Source data =>
╭──
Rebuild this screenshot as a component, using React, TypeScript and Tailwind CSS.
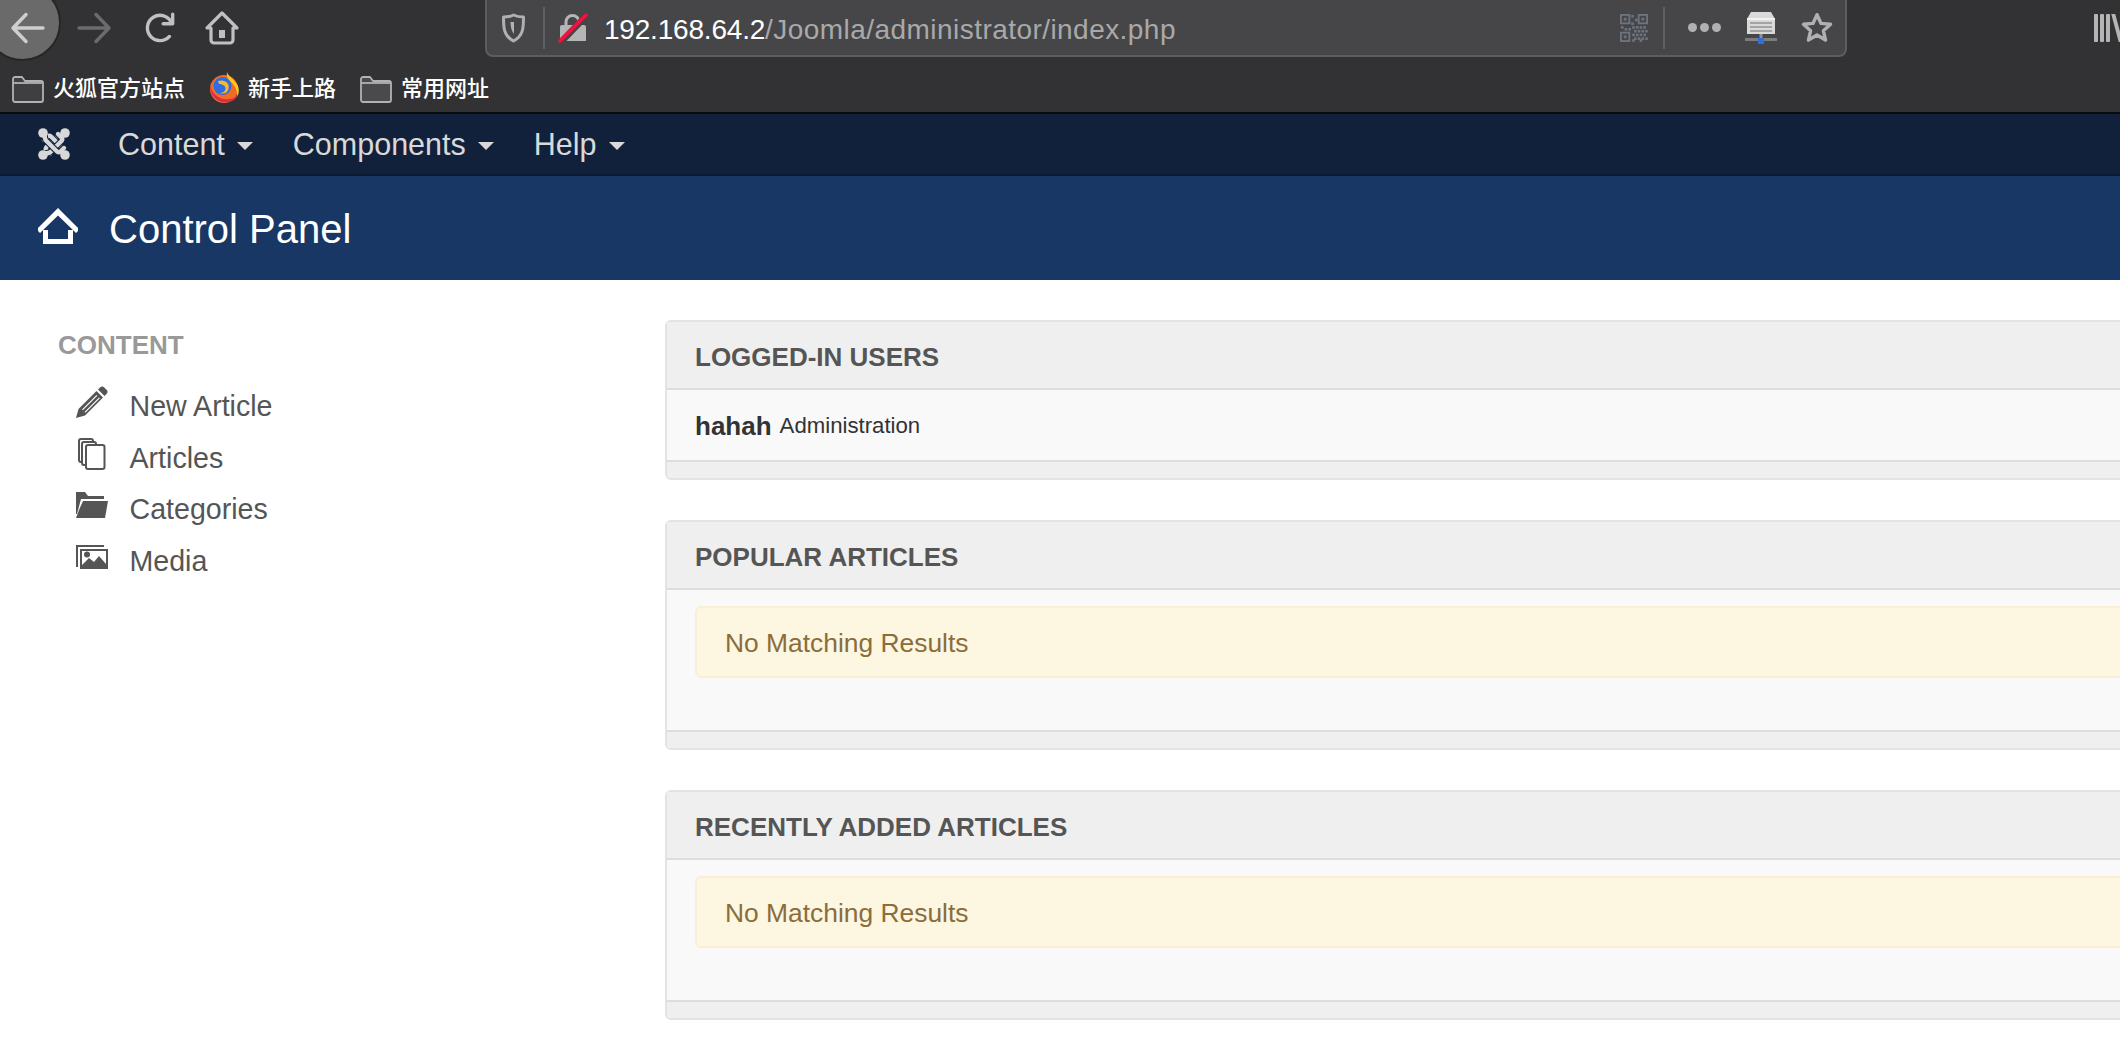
const sans = { fontFamily: '"Liberation Sans", Arial, sans-serif' };

function Back() {
  return (
    <svg width="36" height="36" viewBox="0 0 36 36" fill="none" stroke="#cfcfd0" strokeWidth="3.4" strokeLinecap="round" strokeLinejoin="round">
      <path d="M3 18h30M16 4.500 3 18l13 13.500" />
    </svg>
  );
}
function Forward() {
  return (
    <svg width="36" height="36" viewBox="0 0 36 36" fill="none" stroke="#6b6b6c" strokeWidth="3.4" strokeLinecap="round" strokeLinejoin="round">
      <path d="M3 18h30M20 4.500 33 18 20 31.500" />
    </svg>
  );
}
function Reload() {
  return (
    <svg width="38" height="38" viewBox="0 0 36 36" fill="none" stroke="#c0c0c1" strokeWidth="3.2" strokeLinecap="round" strokeLinejoin="round">
      <path d="M27 26a12 12 0 1 1 2-13" />
      <path d="M30 5v9h-9" />
    </svg>
  );
}
function Home() {
  return (
    <svg width="36" height="36" viewBox="0 0 36 36" fill="none" stroke="#c0c0c1" strokeWidth="3.2" strokeLinejoin="round" strokeLinecap="round">
      <path d="M3 18 18 3l15 15h-4v12a3 3 0 0 1-3 3H10a3 3 0 0 1-3-3V18Z" />
      <rect x="15" y="20" width="6" height="8" fill="#c0c0c1" stroke="none" />
    </svg>
  );
}
function Shield() {
  return (
    <svg width="25" height="30" viewBox="0 0 24 30" fill="none" stroke="#b0b0b1" strokeWidth="3" strokeLinejoin="round">
      <path d="M12 2c3 1.500 6 2 10 2 0 10 0 19-10 24C2 23 2 14 2 4c4 0 7-.5 10-2Z" />
      <path d="M9 9h3.500v12C10 18 9 14 9 9Z" fill="#b0b0b1" stroke="none" />
    </svg>
  );
}
function Lock() {
  return (
    <svg width="30" height="30" viewBox="0 0 30 30" fill="none">
      <path d="M8 12V9a6.500 6.500 0 0 1 13 0v3" stroke="#b5b5b6" strokeWidth="3" />
      <path d="M4 12h22a2 2 0 0 1 2 2v14H4a2 2 0 0 1-2-2V14a2 2 0 0 1 2-2Z" fill="#b5b5b6" />
      <path d="M3 29 29 2" stroke="#464648" strokeWidth="6.500" />
      <path d="M2 28 28 2" stroke="#f5103f" strokeWidth="3.400" strokeLinecap="round" />
    </svg>
  );
}
function Qr() {
  const cells: [number, number][] = [[12, 1], [16, 5], [12, 9], [13, 13], [17, 13], [21, 13], [25, 13], [1, 13], [5, 15], [9, 15], [15, 17], [19, 17], [23, 17], [27, 17], [13, 21], [17, 21], [21, 21], [25, 21], [15, 25], [19, 25], [23, 25], [27, 25], [13, 27], [21, 27]];
  return (
    <svg width="28" height="30" viewBox="0 0 30 30" fill="#6c7480">
      {[[1, 1], [20, 1], [1, 20]].map(([x, y]) => (
        <g key={`${x}-${y}`}>
          <rect x={x} y={y} width="9" height="9" fill="none" stroke="#6c7480" strokeWidth="2" />
          <rect x={x + 3} y={y + 3} width="3" height="3" />
        </g>
      ))}
      {cells.map(([x, y]) => (
        <rect key={`${x}-${y}`} x={x} y={y} width="2.800" height="2.800" />
      ))}
    </svg>
  );
}
function Drive() {
  return (
    <svg width="32" height="32" viewBox="0 0 32 32">
      <path d="M6 0h20l4 7v15H2V7l4-7Z" fill="#d9d9d9" />
      <path d="M2 6h28v2H2Z" fill="#f2f2f2" />
      <path d="M5 10h22v2H5Zm0 4h22v2H5Zm0 4h22v2H5Z" fill="#a4a4a4" />
      <path d="M0 26h32v3H0Z" fill="#7d7d7e" />
      <rect x="14.500" y="22" width="3" height="5" fill="#8f8f8f" />
      <rect x="13" y="26" width="6" height="6" fill="#2f6fd8" />
    </svg>
  );
}
function Star() {
  return (
    <svg width="32" height="32" viewBox="0 0 30 30" fill="none" stroke="#b0b0b1" strokeWidth="3.200" strokeLinejoin="round">
      <path d="m15 2.500 3.800 8.200 8.900.8-6.700 6 2 8.800-8-4.700-8 4.700 2-8.800-6.700-6 8.900-.8L15 2.500Z" />
    </svg>
  );
}
function Folder({ fill }: { fill: string }) {
  return (
    <svg width="32" height="27" viewBox="0 0 32 27" fill={fill} stroke="#b2b2b3" strokeWidth="1.800" strokeLinejoin="round">
      <path d="M1 3a2 2 0 0 1 2-2h7l3 4h16a2 2 0 0 1 2 2v17a2 2 0 0 1-2 2H3a2 2 0 0 1-2-2V3Z" />
      <path d="M1 7h30" fill="none" />
    </svg>
  );
}
function Firefox() {
  return (
    <svg width="30" height="31" viewBox="0 0 30 31">
      <circle cx="15" cy="17" r="14" fill="#f26b25" />
      <path d="M18 0c1 4 7 7 10.500 13 2 4 1.500 9-.5 12 .5-6-1-10-5-14-3-3-6-6-5-11Z" fill="#ffc81f" />
      <circle cx="13.500" cy="14" r="9" fill="#2a6ee0" />
      <path d="M9 9c7-2 12 2 10.500 8-1 4-5 5.500-9 4 3 0 6-1.500 6-4.500S13 12 10 12L9 9Z" fill="#ffb52b" />
      <path d="M1 14c0 11 9 18 19 16 4-1 7-3 9-7-4 4-9 5-14 4C8 26 3 21 1 14Z" fill="#e0294f" />
    </svg>
  );
}
function JoomlaLogo() {
  const arms = [0, 90, 180, 270];
  return (
    <svg width="32" height="32" viewBox="0 0 32 32" fill="none" strokeLinecap="round" strokeLinejoin="round">
      {arms.map((a) => (
        <g key={a} transform={`rotate(${a} 16 16)`}>
          <path d="M26 6 20 7.500 8.500 19q-1.500 2 0 3.500L12 26" stroke="#11213c" strokeWidth="6.600" />
          <path d="M26 6 20 7.500 8.500 19q-1.500 2 0 3.500L12 26" stroke="#d8d8d8" strokeWidth="4.400" />
        </g>
      ))}
      {arms.map((a) => (
        <circle key={a} cx="27" cy="5" r="4.800" fill="#d8d8d8" transform={`rotate(${a} 16 16)`} />
      ))}
    </svg>
  );
}
function HouseBig() {
  return (
    <svg width="40" height="36" viewBox="0 0 40 36" fill="#fff">
      <path d="M20 0 40 20v3l-2 2L20 7.500 2 25l-2-2v-3L20 0Z" />
      <path d="M5 22h5v9h20v-9h5v14H5V22Z" />
    </svg>
  );
}
function Pencil() {
  return (
    <svg width="32" height="32" viewBox="0 0 32 32" fill="#555">
      <path d="M24 1.500a3 3 0 0 1 4.300 0l2.200 2.200a3 3 0 0 1 0 4.300l-2 2-6.500-6.500 2-2Z" />
      <path fillRule="evenodd" d="M20.500 5 27 11.500 9 29.500 0 32l2.500-9L20.500 5ZM20.500 9 6 23.500l.8.8L21.300 9.800 20.500 9Zm2.500 2.500L8.500 26l.8.8L23.800 12.300l-.8-.8Z" />
    </svg>
  );
}
function Copy() {
  return (
    <svg width="32" height="32" viewBox="0 0 32 32" fill="none" stroke="#555" strokeWidth="2">
      <path d="M6 24H5a2 2 0 0 1-2-2V3a2 2 0 0 1 2-2h10a2 2 0 0 1 2 2v1" />
      <path d="M10 27H8a2 2 0 0 1-2-2V6a2 2 0 0 1 2-2h10a2 2 0 0 1 2 2v1" />
      <rect x="10" y="7" width="18.500" height="24" rx="2" />
    </svg>
  );
}
function FolderOpen() {
  return (
    <svg width="32" height="26" viewBox="0 0 32 26" fill="#555">
      <path d="M0 0h9l3 4h16v3H5L1 22H0V0Z" />
      <path d="M7 9h25l-3 17H0l3-8 4-9Z" />
    </svg>
  );
}
function Images() {
  return (
    <svg width="32" height="24" viewBox="0 0 32 24">
      <path d="M0 0h28v2H2v20H0V0Z" fill="#555" />
      <path fillRule="evenodd" d="M4 4h28v20H4V4Zm2 2v14l7-7 5 4 5-6 7 8V6H6Z" fill="#555" />
      <circle cx="11" cy="9.500" r="3" fill="#555" />
    </svg>
  );
}
function Caret() {
  return <span className="ml-[12px] mt-[2px] inline-block border-x-[8px] border-t-[8px] border-x-transparent border-t-[#d9d9d9]" />;
}

const sideItems = [
  { label: 'New Article', icon: <Pencil /> },
  { label: 'Articles', icon: <Copy /> },
  { label: 'Categories', icon: <FolderOpen /> },
  { label: 'Media', icon: <Images /> },
];

function Panel({ title, children }: { title: string; children: React.ReactNode }) {
  return (
    <section className="rounded-l-[6px] border-2 border-[#e3e3e3] bg-[#f9f9f9]">
      <h2 className="flex h-[68px] items-center border-b-2 border-[#dddddd] bg-[#efefef] px-[28px] pt-[5px] text-[26px] font-bold text-[#555555]">
        {title}
      </h2>
      {children}
      <div className="h-[18px] rounded-bl-[4px] border-t-2 border-[#dddddd] bg-[#efefef]" />
    </section>
  );
}

function NoResults() {
  return (
    <div className="px-[28px] pt-[16px] pb-[52px]">
      <div className="flex h-[72px] items-center rounded-[6px] border-2 border-[#fbeed5] bg-[#fdf6e1] px-[28px] pt-[3px] text-[26.400px] text-[#8a6d3b]">
        No Matching Results
      </div>
    </div>
  );
}

export default function App() {
  return (
    <div className="h-[1052px] w-[2120px] overflow-hidden bg-white" style={sans}>
      <div className="h-[114px] border-b-2 border-[#0a0b0d] bg-[#323234]">
        <div className="flex h-[63px] items-start">
          <div className="relative flex h-[56px] w-[485px] shrink-0 items-center">
            <div className="absolute left-[-16px] top-[-16px] h-[77px] w-[77px] rounded-full border-2 border-[#262627] bg-[#6a6a6b]" />
            <div className="relative ml-[10px]"><Back /></div>
            <div className="relative ml-[30px]"><Forward /></div>
            <div className="relative ml-[29px]"><Reload /></div>
            <div className="relative ml-[25px]"><Home /></div>
          </div>
          <div className="mt-[-2px] flex h-[59px] w-[1362px] shrink-0 items-center rounded-b-[8px] border-2 border-[#5d5d5f] bg-[#464648]">
            <div className="ml-[14px] flex"><Shield /></div>
            <div className="ml-[17px] h-[42px] w-[2px] bg-[#5c5f66]" />
            <div className="ml-[13px] flex"><Lock /></div>
            <div className="ml-[16px] whitespace-nowrap pt-[5px] text-[28px] tracking-[0.45px] text-[#a9a9aa]">
              <span className="tracking-[-0.2px] text-white">192.168.64.2</span>/Joomla/administrator/index.php
            </div>
            <div className="ml-auto flex items-center">
              <Qr />
              <div className="ml-[15px] h-[42px] w-[2px] bg-[#5c5f66]" />
              <div className="ml-[23px] flex gap-[3px]">
                <span className="h-[9px] w-[9px] rounded-full bg-[#b0b0b1]" />
                <span className="h-[9px] w-[9px] rounded-full bg-[#b0b0b1]" />
                <span className="h-[9px] w-[9px] rounded-full bg-[#b0b0b1]" />
              </div>
              <div className="ml-[24px] flex"><Drive /></div>
              <div className="ml-[24px] mr-[12px] flex"><Star /></div>
            </div>
          </div>
          <div className="ml-[247px] mt-[14px] flex h-[28px] shrink-0 gap-[2px]">
            <span className="h-full w-[4px] rounded-[1px] bg-[#b5b5b6]" />
            <span className="h-full w-[4px] rounded-[1px] bg-[#b5b5b6]" />
            <span className="h-full w-[4px] rounded-[1px] bg-[#b5b5b6]" />
            <span className="ml-[3px] h-full w-[4px] skew-x-[15deg] bg-[#b5b5b6]" />
          </div>
        </div>
        <div className="flex h-[49px] items-start pl-[12px] text-[22px] font-medium text-white" style={{ fontFamily: '"Noto Sans CJK SC", "Liberation Sans", sans-serif' }}>
          <div className="mt-[12px] flex items-center gap-[9px] whitespace-nowrap">
            <Folder fill="#3f3f41" />
            <span className="mt-[-5px]">火狐官方站点</span>
          </div>
          <div className="ml-[24px] mt-[9px] flex items-center gap-[9px] whitespace-nowrap">
            <Firefox />
            <span className="mt-[-3px]">新手上路</span>
          </div>
          <div className="ml-[24px] mt-[12px] flex items-center gap-[9px] whitespace-nowrap">
            <Folder fill="#4a4a4c" />
            <span className="mt-[-5px]">常用网址</span>
          </div>
        </div>
      </div>

      <nav className="flex h-[62px] items-center border-b-2 border-[#0a1830] bg-[#11213c] pl-[38px] text-[30.500px] text-[#d9d9d9]">
        <JoomlaLogo />
        <span className="ml-[48px] mt-[1px] flex items-center">Content<Caret /></span>
        <span className="ml-[40px] mt-[1px] flex items-center">Components<Caret /></span>
        <span className="ml-[40px] mt-[1px] flex items-center">Help<Caret /></span>
      </nav>

      <header className="flex h-[104px] items-center bg-[#193764] pl-[38px] text-[40px] text-white">
        <span className="mt-[-5px] flex"><HouseBig /></span>
        <h1 className="ml-[31px] mt-[1px]">Control Panel</h1>
      </header>

      <main className="flex items-start pt-[40px]">
        <aside className="w-[665px] shrink-0 pl-[58px] pt-[8px]">
          <h3 className="text-[26px] font-bold leading-[34px] text-[#999999]">CONTENT</h3>
          <ul className="mt-[19px] pl-[18px]">
            {sideItems.map((item) => (
              <li key={item.label} className="flex h-[51.500px] items-center text-[28.600px] text-[#555555]">
                <span className="mt-[-9px] flex w-[54px] shrink-0">{item.icon}</span>
                <span className="ml-[-0.5px]">{item.label}</span>
              </li>
            ))}
          </ul>
        </aside>
        <div className="flex w-[1500px] shrink-0 flex-col gap-[40px]">
          <Panel title="LOGGED-IN USERS">
            <div className="flex h-[70px] items-center gap-[8px] px-[28px] pt-[2px] text-[#333333]">
              <strong className="text-[26px]">hahah</strong>
              <span className="text-[22.200px]">Administration</span>
            </div>
          </Panel>
          <Panel title="POPULAR ARTICLES"><NoResults /></Panel>
          <Panel title="RECENTLY ADDED ARTICLES"><NoResults /></Panel>
        </div>
      </main>
    </div>
  );
}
╰──
Pull every line containing "React" from the material above.

Rebuild this screenshot as a component, using React, TypeScript and Tailwind CSS.
function Panel({ title, children }: { title: string; children: React.ReactNode }) {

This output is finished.